*SOURCE DATA:*

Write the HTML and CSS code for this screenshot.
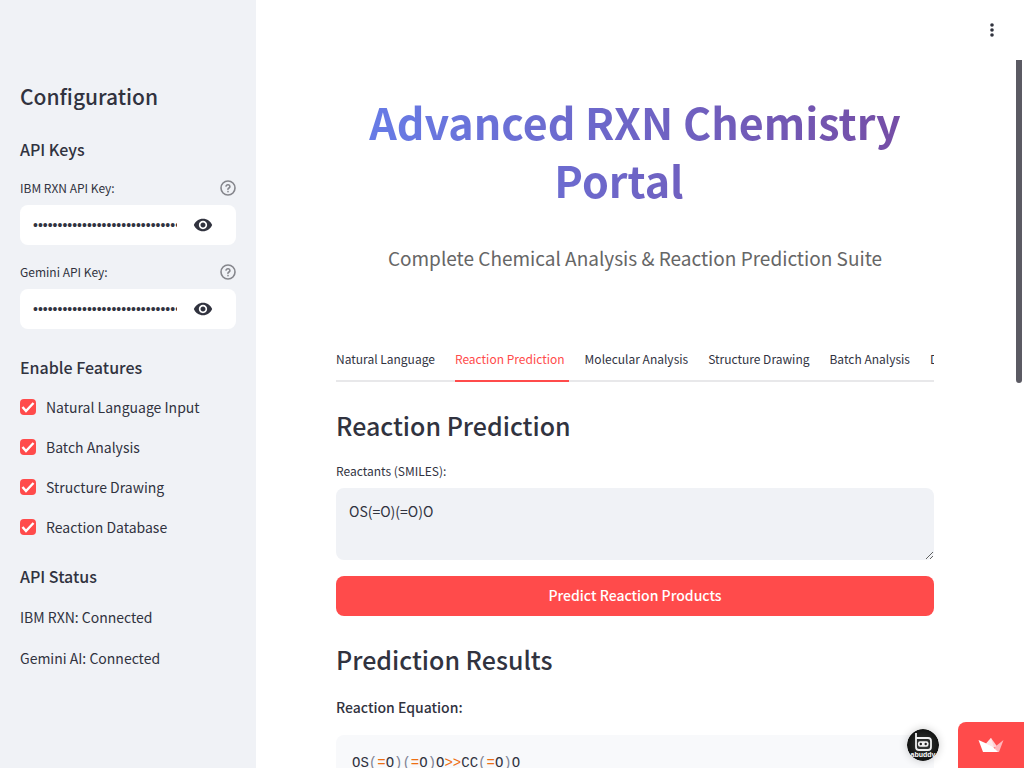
FILE: index.html
```html
<!DOCTYPE html>
<html lang="en">
<head>
<meta charset="utf-8">
<meta name="viewport" content="width=device-width, initial-scale=1">
<title>Advanced RXN Chemistry Portal</title>
<link rel="stylesheet" href="styles.css">
</head>
<body>
<svg class="sprite" aria-hidden="true">
  <symbol id="help" viewBox="0 0 24 24"><g fill="none" stroke="currentColor" stroke-width="2.400"><circle cx="12" cy="12" r="10.500"/><path d="M9.100 9a3 3 0 0 1 5.800 1c0 2-3 2-3 4" stroke-linecap="round"/><path d="M12 17.500h.01" stroke-linecap="round"/></g></symbol>
  <symbol id="eye" viewBox="0 0 24 24"><path fill="currentColor" d="M12 4.500C7 4.500 2.730 7.610 1 12c1.730 4.390 6 7.500 11 7.500s9.270-3.110 11-7.500c-1.730-4.390-6-7.500-11-7.500zM12 17c-2.760 0-5-2.240-5-5s2.240-5 5-5 5 2.240 5 5-2.240 5-5 5zm0-8c-1.660 0-3 1.340-3 3s1.340 3 3 3 3-1.340 3-3-1.340-3-3-3z"/></symbol>
</svg>
<div class="app">
  <aside class="sidebar">
    <h2 class="sidebar-title">Configuration</h2>
    <h3 class="sidebar-heading">API Keys</h3>
    <div class="field">
      <div class="field-head">
        <label class="label" for="rxn-key">IBM RXN API Key:</label>
        <button class="icon-button" type="button" aria-label="Help for IBM RXN API Key"><svg class="help-icon"><use href="#help"/></svg></button>
      </div>
      <div class="password">
        <input class="password-input" id="rxn-key" type="password" value="abcdefghijklmnopqrstuvwxyzabcdefghijklmn">
        <button class="icon-button eye-button" type="button" aria-label="Show password text"><svg class="eye-icon"><use href="#eye"/></svg></button>
      </div>
    </div>
    <div class="field">
      <div class="field-head">
        <label class="label" for="gemini-key">Gemini API Key:</label>
        <button class="icon-button" type="button" aria-label="Help for Gemini API Key"><svg class="help-icon"><use href="#help"/></svg></button>
      </div>
      <div class="password">
        <input class="password-input" id="gemini-key" type="password" value="abcdefghijklmnopqrstuvwxyzabcdefghijklmn">
        <button class="icon-button eye-button" type="button" aria-label="Show password text"><svg class="eye-icon"><use href="#eye"/></svg></button>
      </div>
    </div>
    <h3 class="sidebar-heading features-heading">Enable Features</h3>
    <div class="checks">
      <label class="check"><input class="check-box" type="checkbox" checked>Natural Language Input</label>
      <label class="check"><input class="check-box" type="checkbox" checked>Batch Analysis</label>
      <label class="check"><input class="check-box" type="checkbox" checked>Structure Drawing</label>
      <label class="check"><input class="check-box" type="checkbox" checked>Reaction Database</label>
    </div>
    <h3 class="sidebar-heading status-heading">API Status</h3>
    <p class="status">IBM RXN: Connected</p>
    <p class="status">Gemini AI: Connected</p>
  </aside>
  <div class="page">
    <header class="toolbar">
      <button class="icon-button" type="button" aria-label="Main menu"><svg class="menu-icon" viewBox="0 0 20 20"><circle cx="10" cy="5" r="1.800"/><circle cx="10" cy="10" r="1.800"/><circle cx="10" cy="15" r="1.800"/></svg></button>
    </header>
    <div class="body">
      <main class="content">
        <h1 class="title">Advanced RXN Chemistry Portal<span class="anchor"></span></h1>
        <p class="subtitle">Complete Chemical Analysis &amp; Reaction Prediction Suite</p>
        <div class="tabs" role="tablist">
          <button class="tab" type="button" role="tab">Natural Language</button>
          <button class="tab active" type="button" role="tab" aria-selected="true">Reaction Prediction</button>
          <button class="tab" type="button" role="tab">Molecular Analysis</button>
          <button class="tab" type="button" role="tab">Structure Drawing</button>
          <button class="tab" type="button" role="tab">Batch Analysis</button>
          <button class="tab" type="button" role="tab">Database</button>
        </div>
        <h2 class="heading">Reaction Prediction</h2>
        <label class="label" for="reactants">Reactants (SMILES):</label>
        <textarea class="smiles" id="reactants">OS(=O)(=O)O</textarea>
        <button class="primary" type="button">Predict Reaction Products</button>
        <h2 class="heading">Prediction Results</h2>
        <p class="equation-label">Reaction Equation:</p>
        <pre class="code"><code>OS<i>(</i><b>=</b>O<i>)</i><i>(</i><b>=</b>O<i>)</i>O<b>&gt;&gt;</b>CC<i>(</i><b>=</b>O<i>)</i>O</code></pre>
      </main>
      <div class="rail"><div class="thumb"></div></div>
    </div>
  </div>
  <div class="badges">
    <svg class="avatar" viewBox="0 0 32 32" role="img" aria-label="abuddy">
      <defs><radialGradient id="dark"><stop offset="0" stop-color="#3c3f3d"/><stop offset="1" stop-color="#111211"/></radialGradient></defs>
      <circle cx="16" cy="16" r="16" fill="url(#dark)"/>
      <path d="M9 4v14q0 3 3 3h9q3 0 3-3v-6q0-3-3-3H9" fill="none" stroke="#f2f2f2" stroke-width="1.800"/>
      <rect x="11" y="12.200" width="10.500" height="5.500" rx="2" fill="#f2f2f2"/>
      <circle cx="13.800" cy="15" r="1.200" fill="#222"/><circle cx="18.700" cy="15" r="1.200" fill="#222"/>
      <text class="avatar-text" x="16" y="28" text-anchor="middle">abuddy</text>
    </svg>
    <a class="hosted" href="#" aria-label="Hosted with Streamlit">
      <svg class="crown" viewBox="0 0 26 16"><path fill="#ffd0d4" d="M7.500 7.500 13 1l6.500 9L13 11z"/><path fill="#ffb5ba" d="M18 9 25.500 3 21 15h-6z"/><path fill="#fff" d="M.5 3 14 9l6 6H5z"/><path fill="#ffe7e8" d="M8 6.400 13 1l3 9.500z"/></svg>
    </a>
  </div>
</div>
</body>
</html>
```
FILE: styles.css
```css
* { box-sizing: border-box; }
body {
  margin: 0;
  color: #31333f;
  background: #fff;
  font: 14px/24px "Noto Sans CJK SC", "Noto Sans", sans-serif;
}
h1, h2, h3, p, pre { margin: 0; }
button, input, textarea { font: inherit; color: inherit; }
.sprite { display: none; }
.app { position: relative; display: flex; height: 100vh; overflow: hidden; }
.sidebar { flex: none; width: 256px; padding: 80px 20px 0; background: #f0f2f6; }
.sidebar-title { font-size: 21px; line-height: 32px; font-weight: 500; margin-bottom: 23px; }
.sidebar-heading { font-size: 16px; line-height: 28px; font-weight: 500; }
.features-heading { margin-top: 24px; }
.status-heading { margin-top: 23px; margin-bottom: 15px; }
.field { margin-top: 13px; }
.field + .field { margin-top: 15px; }
.field-head { display: flex; justify-content: space-between; align-items: center; margin-bottom: 5px; }
.label { display: block; font-size: 12px; line-height: 24px; }
.icon-button { display: flex; padding: 0; border: 0; background: none; cursor: pointer; }
.help-icon { width: 16px; height: 16px; color: #85868c; }
.password { display: flex; align-items: center; height: 40px; padding: 0 23px 0 13px; background: #fff; border-radius: 8px; }
.password-input { flex: 1; min-width: 0; padding: 0; border: 0; outline: 0; background: none; font-family: "Liberation Sans", sans-serif; }
.eye-button { margin-left: 16px; }
.eye-icon { width: 20px; height: 20px; }
.checks { display: grid; gap: 16px; margin-top: 14px; }
.check { display: flex; align-items: center; gap: 10px; }
.check-box {
  appearance: none; width: 16px; height: 16px; margin: 0; border-radius: 4px;
  background: #ff4b4b url("data:image/svg+xml,%3Csvg xmlns='http://www.w3.org/2000/svg' viewBox='0 0 16 16'%3E%3Cpath d='M2.500 8l3.500 4 7.500-8' fill='none' stroke='white' stroke-width='2.400'/%3E%3C/svg%3E");
}
.status { margin-bottom: 17px; }
.page { flex: 1; min-width: 0; display: flex; flex-direction: column; }
.toolbar { flex: none; display: flex; justify-content: flex-end; align-items: center; height: 60px; padding: 0 22px; }
.menu-icon { width: 20px; height: 20px; fill: #31333f; }
.body { flex: 1; min-height: 0; display: flex; }
.content { flex: 1; min-width: 0; padding: 32px 80px 0; overflow: hidden; }
.rail { width: 10px; padding: 0 2px; }
.thumb { height: 323px; background: #5b5a63; border-radius: 0 0 3px 3px; }
.title {
  font-size: 43px; line-height: 58px; font-weight: 700; text-align: center;
  color: transparent; background: linear-gradient(90deg, #667eea, #764ba2); background-clip: text;
}
.anchor { display: inline-block; width: 32px; }
.subtitle { margin-top: 34px; font-size: 19px; line-height: 32px; text-align: center; color: #666; }
.tabs { display: flex; gap: 16px; margin-top: 66px; overflow: hidden; box-shadow: inset 0 -2px #e8e8ea; }
.tab { flex: none; height: 42px; padding: 0 4px 2px 0; border: 0; border-bottom: 2px solid transparent; background: none; font-size: 12px; white-space: nowrap; }
.active { color: #ff4b4b; border-color: #ff4b4b; }
.heading { margin: 26px 0 17px; font-size: 25px; line-height: 34px; font-weight: 500; }
.smiles { display: block; width: 100%; height: 72px; margin: 5px 0 16px; padding: 11px 13px; border: 0; border-radius: 8px; outline: 0; background: #f0f2f6; resize: vertical; }
.primary { width: 100%; height: 40px; padding: 0 0 2px; border: 0; border-radius: 8px; color: #fff; background: #ff4b4b; font-weight: 500; }
.equation-label { padding-top: 2px; font-weight: 500; }
.code { margin-top: 16px; padding: 17px 16px; background: #f8f9fb; border-radius: 8px; font: 14px/22px "Liberation Mono", monospace; }
.code code { font: inherit; }
.code b { font-weight: 400; color: #ed6f13; }
.code i { font-style: normal; color: #808495; }
.badges { position: absolute; right: 0; bottom: 0; display: flex; align-items: center; gap: 19px; }
.avatar { width: 32px; height: 32px; border-radius: 50%; box-shadow: 0 0 8px #0003; }
.avatar-text { font: 700 7px "Liberation Sans", sans-serif; fill: #fff; }
.hosted { display: flex; align-items: center; justify-content: center; width: 66px; height: 46px; background: #ff4b4b; border-radius: 8px 0 0; }
.crown { width: 26px; height: 16px; }
```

*TASK DESCRIPTION:*
Filter lines by "code" and return each hit.

*EXERCISE ANSWER:*
Write the HTML and CSS code for this screenshot.
        <pre class="code"><code>OS<i>(</i><b>=</b>O<i>)</i><i>(</i><b>=</b>O<i>)</i>O<b>&gt;&gt;</b>CC<i>(</i><b>=</b>O<i>)</i>O</code></pre>
.code { margin-top: 16px; padding: 17px 16px; background: #f8f9fb; border-radius: 8px; font: 14px/22px "Liberation Mono", monospace; }
.code code { font: inherit; }
.code b { font-weight: 400; color: #ed6f13; }
.code i { font-style: normal; color: #808495; }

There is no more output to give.